** START OF Given records **

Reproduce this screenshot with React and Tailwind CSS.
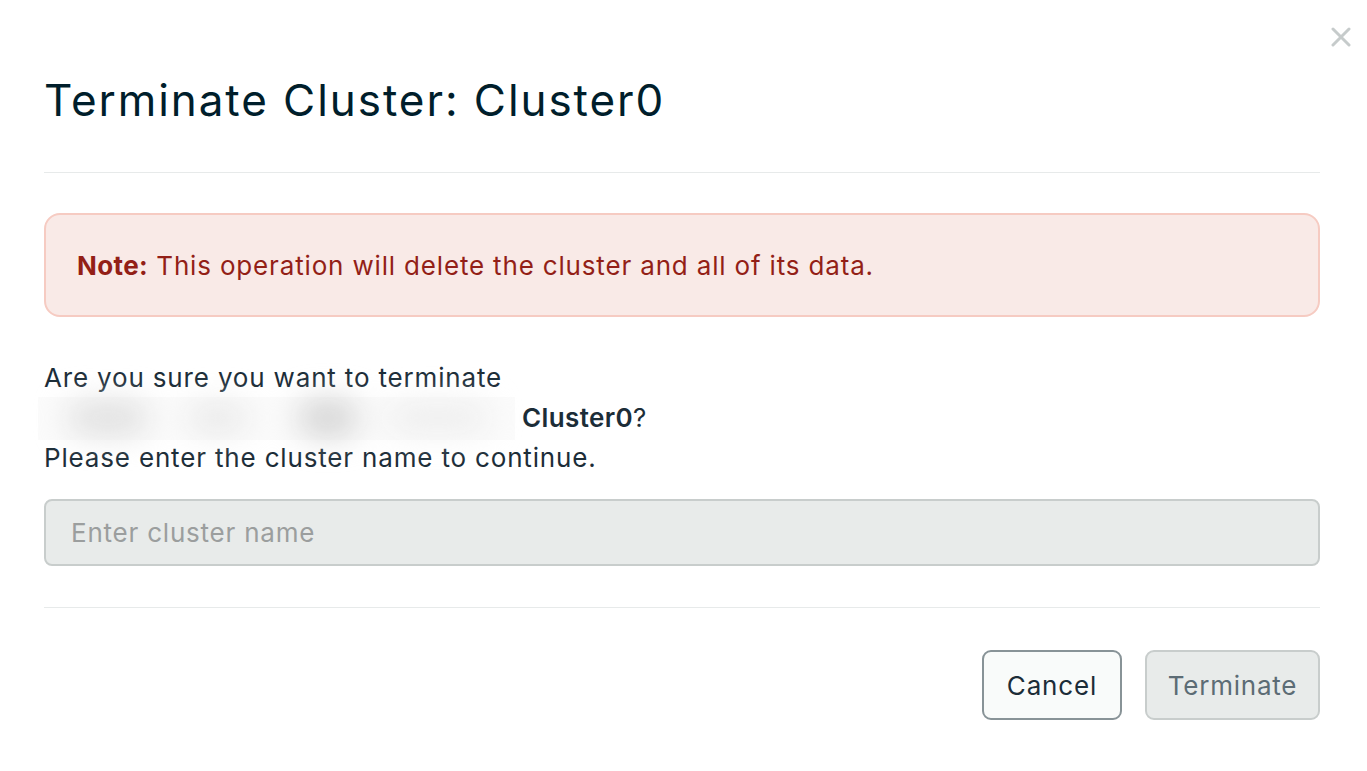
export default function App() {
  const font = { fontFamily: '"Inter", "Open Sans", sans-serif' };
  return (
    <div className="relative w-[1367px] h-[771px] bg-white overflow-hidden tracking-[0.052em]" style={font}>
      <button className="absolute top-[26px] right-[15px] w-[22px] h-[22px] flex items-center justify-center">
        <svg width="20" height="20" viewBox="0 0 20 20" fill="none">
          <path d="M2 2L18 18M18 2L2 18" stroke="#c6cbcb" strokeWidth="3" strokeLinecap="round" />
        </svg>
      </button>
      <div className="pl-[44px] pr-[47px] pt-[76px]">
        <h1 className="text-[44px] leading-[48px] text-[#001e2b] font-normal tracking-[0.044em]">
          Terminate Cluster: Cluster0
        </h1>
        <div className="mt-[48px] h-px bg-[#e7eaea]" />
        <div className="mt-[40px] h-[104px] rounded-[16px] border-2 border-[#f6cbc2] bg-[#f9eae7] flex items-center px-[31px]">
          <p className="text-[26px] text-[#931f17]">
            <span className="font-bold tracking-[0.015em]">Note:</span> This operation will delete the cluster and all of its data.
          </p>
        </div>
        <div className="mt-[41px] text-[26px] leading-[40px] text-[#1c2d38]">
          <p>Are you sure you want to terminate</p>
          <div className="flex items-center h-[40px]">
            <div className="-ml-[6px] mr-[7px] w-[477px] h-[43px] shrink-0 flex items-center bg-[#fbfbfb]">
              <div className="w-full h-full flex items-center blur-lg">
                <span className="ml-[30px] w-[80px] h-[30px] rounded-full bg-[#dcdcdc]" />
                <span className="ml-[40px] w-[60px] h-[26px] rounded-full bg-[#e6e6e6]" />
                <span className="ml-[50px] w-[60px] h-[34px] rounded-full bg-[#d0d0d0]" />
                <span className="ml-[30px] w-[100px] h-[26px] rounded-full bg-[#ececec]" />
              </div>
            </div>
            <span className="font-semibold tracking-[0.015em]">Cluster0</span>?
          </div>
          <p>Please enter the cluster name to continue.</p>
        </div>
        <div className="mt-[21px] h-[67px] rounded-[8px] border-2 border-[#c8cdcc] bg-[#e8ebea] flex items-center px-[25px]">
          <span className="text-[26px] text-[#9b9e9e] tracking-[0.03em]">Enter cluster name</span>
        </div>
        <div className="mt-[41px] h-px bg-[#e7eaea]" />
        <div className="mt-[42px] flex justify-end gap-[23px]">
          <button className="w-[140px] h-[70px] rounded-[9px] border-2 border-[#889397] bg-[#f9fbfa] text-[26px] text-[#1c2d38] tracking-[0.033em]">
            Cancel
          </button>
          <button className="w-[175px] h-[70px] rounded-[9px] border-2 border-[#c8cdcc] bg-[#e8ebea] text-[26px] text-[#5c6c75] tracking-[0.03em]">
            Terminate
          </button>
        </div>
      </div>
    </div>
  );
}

** END OF Given records **
** START OF Given records **

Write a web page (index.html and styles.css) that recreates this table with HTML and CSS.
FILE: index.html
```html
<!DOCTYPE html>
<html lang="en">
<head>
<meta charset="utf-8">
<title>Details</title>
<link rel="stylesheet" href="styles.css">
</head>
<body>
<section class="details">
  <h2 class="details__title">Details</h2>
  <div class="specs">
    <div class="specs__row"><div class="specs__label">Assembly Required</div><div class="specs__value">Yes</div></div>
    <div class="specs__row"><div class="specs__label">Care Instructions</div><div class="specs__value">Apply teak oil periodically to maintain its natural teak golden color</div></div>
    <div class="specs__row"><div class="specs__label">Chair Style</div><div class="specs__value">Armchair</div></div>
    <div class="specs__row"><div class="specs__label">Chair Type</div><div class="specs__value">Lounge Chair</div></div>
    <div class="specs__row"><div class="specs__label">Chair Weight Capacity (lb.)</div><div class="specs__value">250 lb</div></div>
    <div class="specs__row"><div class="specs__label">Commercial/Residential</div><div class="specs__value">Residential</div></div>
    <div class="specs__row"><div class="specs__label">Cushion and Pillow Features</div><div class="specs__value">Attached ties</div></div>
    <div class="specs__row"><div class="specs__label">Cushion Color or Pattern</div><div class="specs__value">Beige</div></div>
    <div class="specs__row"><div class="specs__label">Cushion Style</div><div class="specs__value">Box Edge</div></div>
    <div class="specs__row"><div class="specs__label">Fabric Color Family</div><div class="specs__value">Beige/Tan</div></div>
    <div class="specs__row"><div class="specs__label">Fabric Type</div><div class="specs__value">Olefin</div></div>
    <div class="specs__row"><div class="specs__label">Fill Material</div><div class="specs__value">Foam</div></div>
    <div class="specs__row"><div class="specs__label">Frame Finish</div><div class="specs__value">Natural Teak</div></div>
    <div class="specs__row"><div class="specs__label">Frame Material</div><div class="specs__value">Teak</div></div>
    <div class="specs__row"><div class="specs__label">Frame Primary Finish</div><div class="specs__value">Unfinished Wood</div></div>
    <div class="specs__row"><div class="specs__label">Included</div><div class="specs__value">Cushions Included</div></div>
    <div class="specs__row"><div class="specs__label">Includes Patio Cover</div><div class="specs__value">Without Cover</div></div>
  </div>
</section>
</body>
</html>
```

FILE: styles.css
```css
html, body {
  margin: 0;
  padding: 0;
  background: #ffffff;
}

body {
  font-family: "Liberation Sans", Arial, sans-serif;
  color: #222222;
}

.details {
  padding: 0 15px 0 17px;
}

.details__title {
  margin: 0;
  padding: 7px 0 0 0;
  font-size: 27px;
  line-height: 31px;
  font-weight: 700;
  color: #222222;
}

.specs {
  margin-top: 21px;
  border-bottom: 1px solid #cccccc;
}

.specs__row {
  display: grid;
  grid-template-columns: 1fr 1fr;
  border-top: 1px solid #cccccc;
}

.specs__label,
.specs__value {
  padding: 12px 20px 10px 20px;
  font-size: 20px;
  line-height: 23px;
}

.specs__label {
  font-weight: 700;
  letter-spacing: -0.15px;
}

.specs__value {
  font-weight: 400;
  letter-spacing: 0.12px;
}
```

** END OF Given records **
** START OF Given records **

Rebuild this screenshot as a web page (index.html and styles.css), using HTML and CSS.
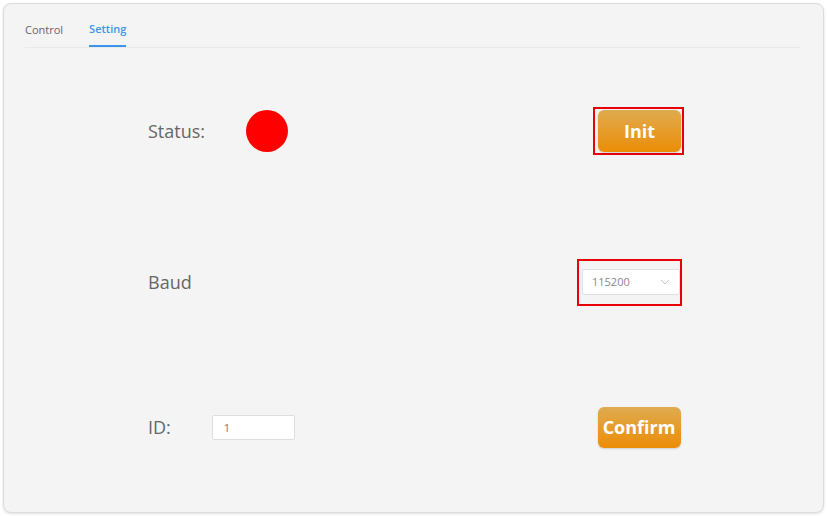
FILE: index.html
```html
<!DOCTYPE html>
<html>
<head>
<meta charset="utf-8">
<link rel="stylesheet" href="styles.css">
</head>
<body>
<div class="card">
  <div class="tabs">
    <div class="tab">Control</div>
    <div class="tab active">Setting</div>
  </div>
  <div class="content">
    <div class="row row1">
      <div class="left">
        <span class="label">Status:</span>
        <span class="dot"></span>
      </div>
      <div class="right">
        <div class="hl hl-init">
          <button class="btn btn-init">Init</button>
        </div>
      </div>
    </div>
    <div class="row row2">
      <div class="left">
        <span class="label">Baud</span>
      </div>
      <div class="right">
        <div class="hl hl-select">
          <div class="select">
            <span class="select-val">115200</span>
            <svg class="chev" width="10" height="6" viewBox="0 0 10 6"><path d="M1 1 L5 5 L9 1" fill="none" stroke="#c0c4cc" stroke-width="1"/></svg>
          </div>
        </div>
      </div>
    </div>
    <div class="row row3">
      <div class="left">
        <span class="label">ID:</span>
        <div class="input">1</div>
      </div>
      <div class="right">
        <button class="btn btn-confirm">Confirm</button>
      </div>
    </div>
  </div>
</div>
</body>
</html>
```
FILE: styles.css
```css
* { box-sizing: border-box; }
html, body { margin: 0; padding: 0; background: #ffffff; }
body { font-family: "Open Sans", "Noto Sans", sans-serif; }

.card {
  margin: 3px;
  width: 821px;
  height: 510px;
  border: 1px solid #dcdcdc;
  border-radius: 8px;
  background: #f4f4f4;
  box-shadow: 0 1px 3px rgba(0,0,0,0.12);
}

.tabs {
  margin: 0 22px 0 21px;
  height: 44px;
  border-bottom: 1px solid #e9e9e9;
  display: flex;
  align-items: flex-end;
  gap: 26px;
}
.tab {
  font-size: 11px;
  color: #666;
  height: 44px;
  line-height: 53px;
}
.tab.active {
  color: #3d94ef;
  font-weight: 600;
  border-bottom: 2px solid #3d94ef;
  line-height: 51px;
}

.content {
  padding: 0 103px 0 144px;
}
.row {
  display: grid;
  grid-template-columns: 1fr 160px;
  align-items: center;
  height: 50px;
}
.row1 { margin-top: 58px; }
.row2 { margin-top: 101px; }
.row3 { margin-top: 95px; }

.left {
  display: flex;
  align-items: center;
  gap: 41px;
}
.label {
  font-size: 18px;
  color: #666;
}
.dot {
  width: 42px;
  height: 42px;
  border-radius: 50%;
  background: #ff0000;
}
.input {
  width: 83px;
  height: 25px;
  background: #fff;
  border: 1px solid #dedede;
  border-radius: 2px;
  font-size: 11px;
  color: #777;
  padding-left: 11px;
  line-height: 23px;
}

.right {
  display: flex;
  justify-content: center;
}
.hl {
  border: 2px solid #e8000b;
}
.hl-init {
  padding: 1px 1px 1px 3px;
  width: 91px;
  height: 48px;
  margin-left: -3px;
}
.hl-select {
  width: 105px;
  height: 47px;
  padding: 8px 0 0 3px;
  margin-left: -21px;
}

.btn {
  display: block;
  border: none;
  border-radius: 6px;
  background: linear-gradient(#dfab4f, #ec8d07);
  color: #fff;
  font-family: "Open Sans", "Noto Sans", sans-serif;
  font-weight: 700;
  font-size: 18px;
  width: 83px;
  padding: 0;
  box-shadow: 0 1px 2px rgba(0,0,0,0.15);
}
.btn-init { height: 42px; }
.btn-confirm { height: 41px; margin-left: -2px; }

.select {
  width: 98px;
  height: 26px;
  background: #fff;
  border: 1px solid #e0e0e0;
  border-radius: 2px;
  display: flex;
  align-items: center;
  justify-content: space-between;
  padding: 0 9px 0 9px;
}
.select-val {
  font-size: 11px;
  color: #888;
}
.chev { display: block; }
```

** END OF Given records **

### Stated task
Show the lines from the data above that contain the string "page".

### Response to this exercise
Write a web page (index.html and styles.css) that recreates this table with HTML and CSS.
Rebuild this screenshot as a web page (index.html and styles.css), using HTML and CSS.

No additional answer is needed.